Elementary Level: Courtesy of Nick Fuller Googins
One writing exercise I enjoy is for Halloween, courtesy of “826,” a California-based youth-writing program: first the class brainstorms goals that would be almost impossible for a zombie to achieve (win a marathon, learn to swim, bike to a friend’s house, etc). Then students write a short story from the perspective of a child zombie who wants, more than anything in life, to do exactly one of these things. It’s a fun way of teaching how desire and struggle play into narrative writing.

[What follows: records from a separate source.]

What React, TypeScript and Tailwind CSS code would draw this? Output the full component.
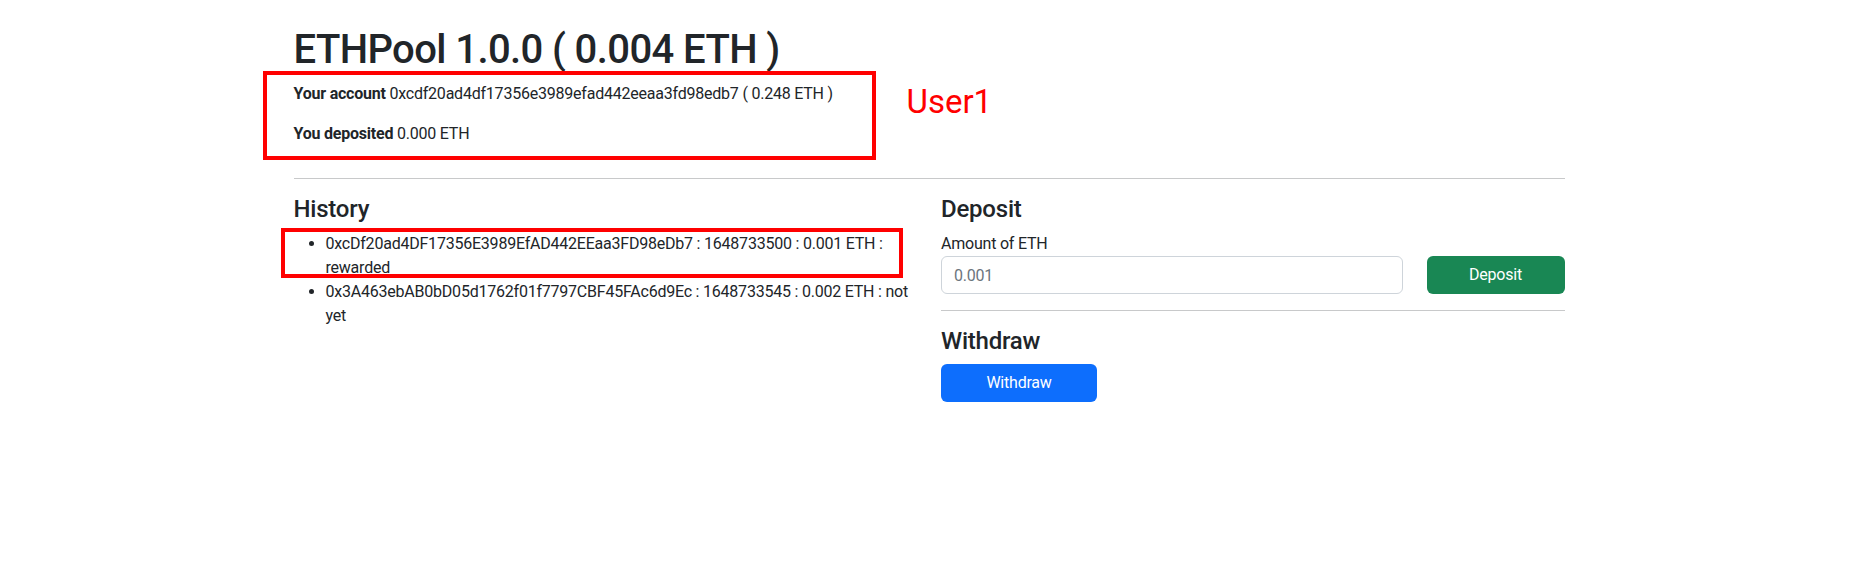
import { useState } from 'react';

const HISTORY = [
  {
    address: '0xcDf20ad4DF17356E3989EfAD442EEaa3FD98eDb7',
    time: '1648733500',
    amount: '0.001',
    status: 'rewarded',
  },
  {
    address: '0x3A463ebAB0bD05d1762f01f7797CBF45FAc6d9Ec',
    time: '1648733545',
    amount: '0.002',
    status: 'not yet',
  },
];

export default function App() {
  const [amount, setAmount] = useState('');

  return (
    <div className="min-h-[565px] bg-white font-['Roboto','Noto_Sans',sans-serif] text-base leading-6 tracking-[-0.22px] text-[#212529]">
      <div className="relative mx-auto w-[1271px] pt-[26px]">
        <h1 className="mb-2 text-[40px] font-medium leading-[48px] tracking-[-0.6px]">ETHPool 1.0.0 ( 0.004 ETH )</h1>
        <p className="mb-4">
          <b className="font-bold">Your account</b> 0xcdf20ad4df17356e3989efad442eeaa3fd98edb7 ( 0.248 ETH )
        </p>
        <p>
          <b className="font-bold">You deposited</b> 0.000 ETH
        </p>
        <hr className="mt-8 mb-4 border-t border-[#c8c9ca]" />

        <div className="grid grid-cols-2 gap-x-6">
          <div>
            <h4 className="mb-2 text-2xl font-medium leading-[29px]">History</h4>
            <ul className="list-disc pl-8">
              {HISTORY.map((h) => (
                <li key={h.address}>
                  {h.address} : {h.time} : {h.amount} ETH : {h.status}
                </li>
              ))}
            </ul>
          </div>

          <div>
            <h4 className="mb-2 text-2xl font-medium leading-[29px]">Deposit</h4>
            <label className="block">Amount of ETH</label>
            <div className="flex gap-6">
              <input
                value={amount}
                onChange={(e) => setAmount(e.target.value)}
                placeholder="0.001"
                className="h-[38px] flex-1 rounded-md border border-[#ced4da] px-3 text-base text-[#212529] outline-none placeholder:text-[#6c757d]"
              />
              <button type="button" className="h-[38px] w-[138px] rounded-md bg-[#198754] text-white">
                Deposit
              </button>
            </div>
            <hr className="my-4 border-t border-[#c8c9ca]" />
            <h4 className="mb-2 text-2xl font-medium leading-[29px]">Withdraw</h4>
            <button type="button" className="h-[38px] w-[156px] rounded-md bg-[#0d6efd] text-white">
              Withdraw
            </button>
          </div>
        </div>

        {/* annotation overlays */}
        <div className="pointer-events-none absolute left-[-31px] top-[71px] h-[89px] w-[613px] border-4 border-[#ff0000]" />
        <div className="pointer-events-none absolute left-[-13px] top-[228px] h-[50px] w-[622px] border-4 border-[#ff0000]" />
        <div className="absolute left-[613px] top-[82px] text-[33px] leading-[40px] tracking-normal text-[#ff0000]">User1</div>
      </div>
    </div>
  );
}
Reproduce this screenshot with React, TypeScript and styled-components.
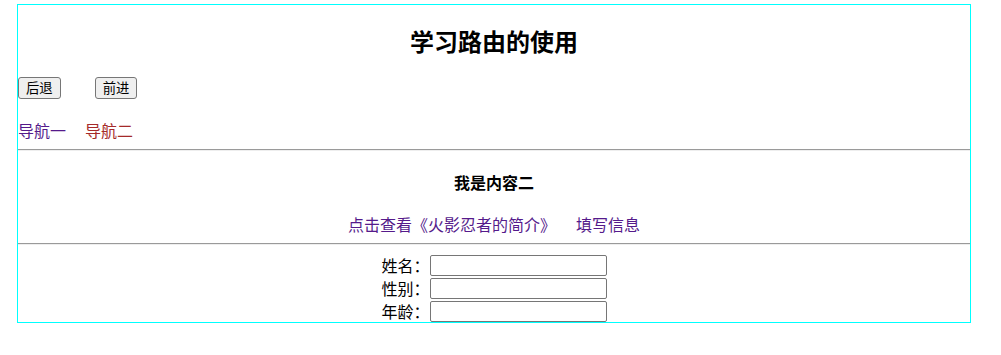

Middle/High School Level: Courtesy of Rebecca Turkewitz

Helping students find their own writing voices is one of the great joys of teaching English. One exercise I love is letting students browse the website 100 Word Stories, and then write their own 100 word story or memoir. Because these stories are so short, every single word matters. Students need to be really intentional and often wind up taking some interesting creative risks.

MEET The Authors

The Great Transition

By: Nick Fuller Googins

Nick Fuller Googins is the author of the novel, The Great Transition (Atria Books). His short fiction and essays have appeared in The Paris Review, Men’s Health, The Sun, The Los Angeles Times, and elsewhere.

Here in the Night

By: Rebecca Turkewitz

Rebecca Turkewitz teaches 10th grade English at Casco Bay High School in Portland. Her debut collection of stories, Here in the Night, was published by Black Lawrence Press this July. Her fiction and humor writing have appeared in Chicago Quarterly Review, Best Microfiction 2023, The Normal School, The Masters Review, Electric Literature, The New Yorker’s Daily Shouts, and elsewhere.

Published Authors

Encouraging his students to be authors, Nick held a reading and book signing with his students, who also “published” their own works and shared their stories at the local library. The student authors, along with their teacher, sat for a question-and-answer period after sharing their books with the crowd.